This Portland ER Doctor Is Advocating for Health Care Workers

"[The White House and the CDC's] recommendations right now are not being driven by science, but are instead being driven by the supply chain,” Val Griffeth says. “And that can’t happen.”
Image: Brian Breneman
It was mid-March, and though coronavirus cases were surging nationwide, Dr. Val Griffeth, a Portland-based emergency medicine doctor and critical care fellow at OHSU, was starting to think the CDC no longer had her back.
Previous guidance from the federal disease control agency called for medical staff to wear heavy-duty respirator masks when dealing with all suspected COVID-19 cases.
As the PPE supply dwindled, though, the national health protection agency had counterintuitively loosened its guidelines.
“It didn’t feel safe when reading about stories of health care providers from China and Italy and Spain getting infected and dying,” says Griffeth.

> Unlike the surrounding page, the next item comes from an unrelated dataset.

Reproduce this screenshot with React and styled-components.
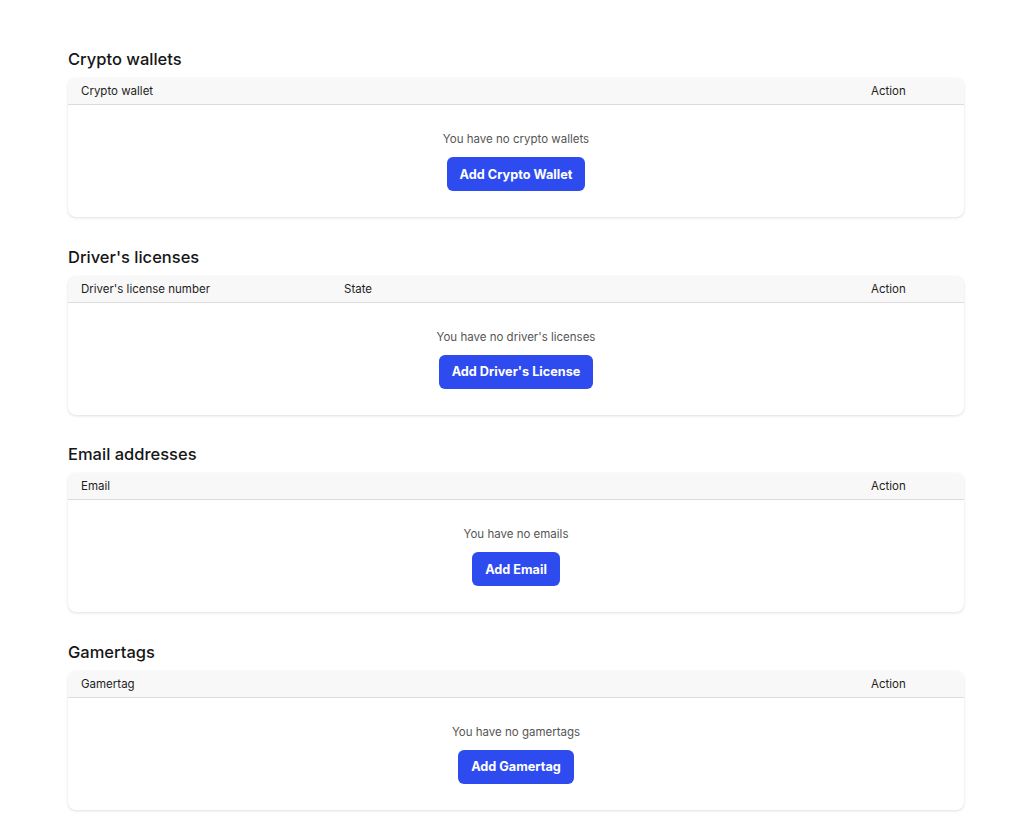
import React from 'react';
import styled, { createGlobalStyle } from 'styled-components';

const GlobalStyle = createGlobalStyle`
  *, *::before, *::after {
    box-sizing: border-box;
  }
  body {
    margin: 0;
    background: #ffffff;
    font-family: Inter, "Noto Sans", sans-serif;
    color: #1a1a1a;
  }
`;

const Page = styled.div`
  display: flex;
  flex-direction: column;
  gap: 27.5px;
  padding: 47px 60px 40px 68px;
`;

const Section = styled.section`
  display: flex;
  flex-direction: column;
  gap: 7px;
`;

const Heading = styled.h2`
  margin: 0;
  font-size: 16.5px;
  line-height: 24px;
  font-weight: 500;
  color: #161616;
`;

const Card = styled.div`
  width: 896px;
  border-radius: 8px;
  background: #fff;
  box-shadow: 0 1px 3px rgba(0, 0, 0, 0.12), 0 0 1px rgba(0, 0, 0, 0.06);
  overflow: hidden;
`;

const HeaderRow = styled.div`
  display: flex;
  height: 27px;
  align-items: center;
  background: #f8f8f8;
  border-bottom: 1px solid #dcdcdc;
  font-size: 11.5px;
  color: #1e1e1e;
`;

const HeaderCell = styled.div`
  padding: 0 13px;
  flex: ${p => (p.$width ? `0 0 ${p.$width}px` : '1 1 auto')};
`;

const Body = styled.div`
  display: flex;
  flex-direction: column;
  align-items: center;
  gap: 10px;
  padding: 26px 0 26px;
`;

const EmptyText = styled.p`
  margin: 0;
  font-size: 11.5px;
  line-height: 16px;
  color: #555;
`;

const AddButton = styled.button`
  height: 34px;
  padding: 0 13px;
  border: none;
  border-radius: 6px;
  background: #2e4bf0;
  color: #fff;
  font-family: Inter, "Noto Sans", sans-serif;
  font-size: 12.7px;
  font-weight: 700;
  cursor: pointer;
`;

const sections = [
  {
    title: 'Crypto wallets',
    columns: [{ label: 'Crypto wallet' }],
    empty: 'You have no crypto wallets',
    button: 'Add Crypto Wallet',
  },
  {
    title: "Driver's licenses",
    columns: [{ label: "Driver's license number", width: 263 }, { label: 'State' }],
    empty: "You have no driver's licenses",
    button: "Add Driver's License",
  },
  {
    title: 'Email addresses',
    columns: [{ label: 'Email' }],
    empty: 'You have no emails',
    button: 'Add Email',
  },
  {
    title: 'Gamertags',
    columns: [{ label: 'Gamertag' }],
    empty: 'You have no gamertags',
    button: 'Add Gamertag',
  },
];

const App = () => (
  <>
    <GlobalStyle />
    <Page>
      {sections.map(section => (
        <Section key={section.title}>
          <Heading>{section.title}</Heading>
          <Card>
            <HeaderRow>
              {section.columns.map(col => (
                <HeaderCell key={col.label} $width={col.width}>
                  {col.label}
                </HeaderCell>
              ))}
              <HeaderCell $width={106}>Action</HeaderCell>
            </HeaderRow>
            <Body>
              <EmptyText>{section.empty}</EmptyText>
              <AddButton>{section.button}</AddButton>
            </Body>
          </Card>
        </Section>
      ))}
    </Page>
  </>
);

export default App;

Through her colleague Esther Choo (see p. 54), she connected with Megan Ranney, a Rhode Island emergency doctor who was starting a website to help connect health care workers nationwide with protective equipment. On March 21, GetUsPPE.org was born, with Griffeth as a cofounder.
Now the ER doc has become a lead advocate for the effort, putting pressure on elected officials to move the national dial and using all her connections to find an audience with those in power.

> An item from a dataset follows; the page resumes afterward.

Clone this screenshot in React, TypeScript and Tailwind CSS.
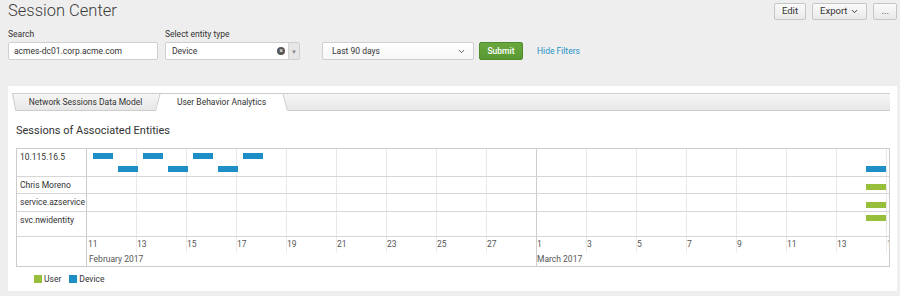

“My rugby teammate from college is a political strategist and has been pleasantly surprised about how easy it has been to get meetings through her contacts and other indirect connections,” she says. Griffeth’s regularly on the phone to elected officials, chiefs of staff, and policy experts across the country, pushing them to take federal action to produce and distribute supplies.
And she and the GetUsPPE team are using online platforms like Change.org and MoveOn.org to amass signatures and increase pressure on the White House and the CDC. “Their recommendations right now are not being driven by science, but are instead being driven by the supply chain,” she says. “And that can’t happen.”